As for your question, in general, I don’t think I’m the one to decide on this. However, the following is my understanding:

  1. Using anything provided directly by the distribution (ubuntu/debian in this case) is 100% fine, no doubt at all!
  2. Ideally, the prebuilt binaries provided upstream from google would be avoided. This is part of why projects like debian don’t package the SDK and similar - they want everything built from source and trusted.
  3. But I think it will be hard/impossible to avoid all prebuilt binaries that are part of the android build process. My understanding is that all modern versions of android SDK (and more) have some nasty circular dependencies, so it might be unavoidable.
  4. To me, PKGBUILD in the replicant wiki (SDK - Replicant) shows that by just removing the lines containing “prebuilt” from “.repo/manifests/default.xml” before doing the “repo sync” the SDK will still automatically be built (by “lunch”). So outside taking more compiling time (and actually MUCH LESS to download) I think these prebuilts can be avoided without much more work.
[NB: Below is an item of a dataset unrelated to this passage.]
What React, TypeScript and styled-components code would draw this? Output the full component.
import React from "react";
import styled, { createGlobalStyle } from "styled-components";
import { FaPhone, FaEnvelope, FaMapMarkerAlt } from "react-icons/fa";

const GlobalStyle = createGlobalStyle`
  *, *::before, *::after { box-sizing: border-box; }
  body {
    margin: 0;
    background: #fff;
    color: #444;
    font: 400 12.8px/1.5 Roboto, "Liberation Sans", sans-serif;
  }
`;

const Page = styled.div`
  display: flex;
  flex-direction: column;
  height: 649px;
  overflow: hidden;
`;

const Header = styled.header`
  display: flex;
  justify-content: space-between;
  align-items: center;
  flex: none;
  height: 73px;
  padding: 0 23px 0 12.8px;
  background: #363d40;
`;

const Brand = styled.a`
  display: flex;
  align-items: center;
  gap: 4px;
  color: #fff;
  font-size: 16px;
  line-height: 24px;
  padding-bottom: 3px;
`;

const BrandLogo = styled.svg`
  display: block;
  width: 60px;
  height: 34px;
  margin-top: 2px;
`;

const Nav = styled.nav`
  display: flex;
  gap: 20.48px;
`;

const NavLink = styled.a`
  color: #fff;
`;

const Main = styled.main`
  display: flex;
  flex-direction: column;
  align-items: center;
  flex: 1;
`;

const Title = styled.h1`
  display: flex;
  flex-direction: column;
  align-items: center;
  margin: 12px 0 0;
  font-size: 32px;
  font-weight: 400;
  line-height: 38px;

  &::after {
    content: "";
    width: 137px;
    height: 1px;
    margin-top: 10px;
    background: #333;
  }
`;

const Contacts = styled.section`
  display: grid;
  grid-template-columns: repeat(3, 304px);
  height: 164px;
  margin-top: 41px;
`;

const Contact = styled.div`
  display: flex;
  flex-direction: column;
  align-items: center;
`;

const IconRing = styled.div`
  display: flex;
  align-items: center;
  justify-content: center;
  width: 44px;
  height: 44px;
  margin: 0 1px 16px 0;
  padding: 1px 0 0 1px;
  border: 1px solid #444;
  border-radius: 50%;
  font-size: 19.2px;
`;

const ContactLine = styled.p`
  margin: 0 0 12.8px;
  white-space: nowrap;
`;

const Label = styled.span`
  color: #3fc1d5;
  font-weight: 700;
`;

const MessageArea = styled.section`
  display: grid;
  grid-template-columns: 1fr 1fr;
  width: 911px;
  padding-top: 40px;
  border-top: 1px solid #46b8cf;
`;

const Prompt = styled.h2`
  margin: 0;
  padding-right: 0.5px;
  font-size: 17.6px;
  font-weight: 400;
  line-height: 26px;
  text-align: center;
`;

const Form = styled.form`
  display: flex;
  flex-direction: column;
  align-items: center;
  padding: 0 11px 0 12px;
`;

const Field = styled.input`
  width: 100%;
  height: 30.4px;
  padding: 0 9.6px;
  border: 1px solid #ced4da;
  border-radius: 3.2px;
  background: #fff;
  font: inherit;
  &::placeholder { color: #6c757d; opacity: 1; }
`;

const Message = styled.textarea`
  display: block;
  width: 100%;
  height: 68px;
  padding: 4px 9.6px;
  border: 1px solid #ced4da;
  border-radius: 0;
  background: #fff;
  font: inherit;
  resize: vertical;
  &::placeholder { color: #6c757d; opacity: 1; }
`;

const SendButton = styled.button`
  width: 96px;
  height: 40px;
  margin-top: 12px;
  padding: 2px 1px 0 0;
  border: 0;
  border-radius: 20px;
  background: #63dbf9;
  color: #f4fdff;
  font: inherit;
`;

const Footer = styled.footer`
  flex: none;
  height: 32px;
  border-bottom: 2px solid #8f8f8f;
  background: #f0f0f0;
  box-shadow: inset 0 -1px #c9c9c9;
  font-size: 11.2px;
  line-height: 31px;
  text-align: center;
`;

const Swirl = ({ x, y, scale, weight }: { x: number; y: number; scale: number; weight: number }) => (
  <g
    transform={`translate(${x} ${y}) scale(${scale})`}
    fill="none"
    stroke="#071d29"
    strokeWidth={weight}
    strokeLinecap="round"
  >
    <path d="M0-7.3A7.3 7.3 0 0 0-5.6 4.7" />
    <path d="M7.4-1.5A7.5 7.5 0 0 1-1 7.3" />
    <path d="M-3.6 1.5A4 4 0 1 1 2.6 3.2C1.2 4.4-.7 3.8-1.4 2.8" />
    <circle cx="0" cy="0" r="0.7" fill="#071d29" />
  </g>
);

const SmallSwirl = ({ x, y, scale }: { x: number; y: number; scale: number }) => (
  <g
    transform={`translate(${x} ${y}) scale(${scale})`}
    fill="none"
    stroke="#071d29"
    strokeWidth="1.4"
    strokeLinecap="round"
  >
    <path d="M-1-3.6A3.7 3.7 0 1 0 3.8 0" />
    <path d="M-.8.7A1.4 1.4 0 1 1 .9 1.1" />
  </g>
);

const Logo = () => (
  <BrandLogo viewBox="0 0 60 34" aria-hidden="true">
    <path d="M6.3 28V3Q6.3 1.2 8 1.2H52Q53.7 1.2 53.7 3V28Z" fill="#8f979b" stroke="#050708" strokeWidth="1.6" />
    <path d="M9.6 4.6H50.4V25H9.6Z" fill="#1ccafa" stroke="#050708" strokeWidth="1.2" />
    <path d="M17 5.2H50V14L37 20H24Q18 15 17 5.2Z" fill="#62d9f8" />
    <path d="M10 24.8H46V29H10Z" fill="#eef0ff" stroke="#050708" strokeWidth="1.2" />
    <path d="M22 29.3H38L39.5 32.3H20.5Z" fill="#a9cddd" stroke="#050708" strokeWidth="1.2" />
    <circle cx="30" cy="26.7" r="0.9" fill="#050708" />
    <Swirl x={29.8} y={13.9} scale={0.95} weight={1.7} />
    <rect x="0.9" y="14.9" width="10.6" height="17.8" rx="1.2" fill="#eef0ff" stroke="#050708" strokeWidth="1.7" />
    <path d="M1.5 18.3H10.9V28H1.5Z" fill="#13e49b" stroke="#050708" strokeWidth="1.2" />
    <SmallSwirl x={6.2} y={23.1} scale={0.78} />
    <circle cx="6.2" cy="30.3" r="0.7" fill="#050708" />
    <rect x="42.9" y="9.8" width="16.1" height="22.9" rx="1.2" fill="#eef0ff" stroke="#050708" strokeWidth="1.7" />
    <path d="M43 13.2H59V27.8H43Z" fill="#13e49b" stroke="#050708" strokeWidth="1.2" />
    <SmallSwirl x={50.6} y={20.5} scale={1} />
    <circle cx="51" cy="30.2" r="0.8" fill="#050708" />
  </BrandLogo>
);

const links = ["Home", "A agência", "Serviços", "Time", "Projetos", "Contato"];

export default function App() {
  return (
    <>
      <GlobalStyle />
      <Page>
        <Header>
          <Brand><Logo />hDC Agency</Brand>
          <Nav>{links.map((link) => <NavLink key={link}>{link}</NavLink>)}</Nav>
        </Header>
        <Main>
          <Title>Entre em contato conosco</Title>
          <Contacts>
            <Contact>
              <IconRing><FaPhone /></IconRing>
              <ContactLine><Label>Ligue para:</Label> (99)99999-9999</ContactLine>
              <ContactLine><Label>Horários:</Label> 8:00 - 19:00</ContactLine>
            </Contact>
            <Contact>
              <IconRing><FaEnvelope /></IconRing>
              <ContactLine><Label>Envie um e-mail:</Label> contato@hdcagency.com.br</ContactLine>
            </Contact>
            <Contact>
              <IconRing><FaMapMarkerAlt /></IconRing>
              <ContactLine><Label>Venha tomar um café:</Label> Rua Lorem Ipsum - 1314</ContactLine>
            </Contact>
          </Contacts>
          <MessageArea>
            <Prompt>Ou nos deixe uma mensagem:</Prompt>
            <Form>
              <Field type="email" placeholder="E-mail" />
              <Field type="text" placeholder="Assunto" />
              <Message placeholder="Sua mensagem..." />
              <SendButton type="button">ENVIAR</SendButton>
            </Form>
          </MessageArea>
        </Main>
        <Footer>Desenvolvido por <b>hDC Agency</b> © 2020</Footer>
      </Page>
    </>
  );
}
Again, just removing the lines like this:
sed -i '/prebuilt/d' "$builddir"/.repo/manifests/default.xml

My own, personal, concern simply boils down to two things:

  1. I just hope we can avoid the EULA. So, if nothing more, the “prebuilts/sdk” and “prebuilts/tools/common/api-versions” should be avoided as they legally contaminate the result. But hopefully all other things in the “prebuilts/” directory can be avoided anyway. :slightly_smiling_face:
  2. I hope the NDK can similarly be rebuilt by just removing the all lines containing “prebuilt” from the manifest.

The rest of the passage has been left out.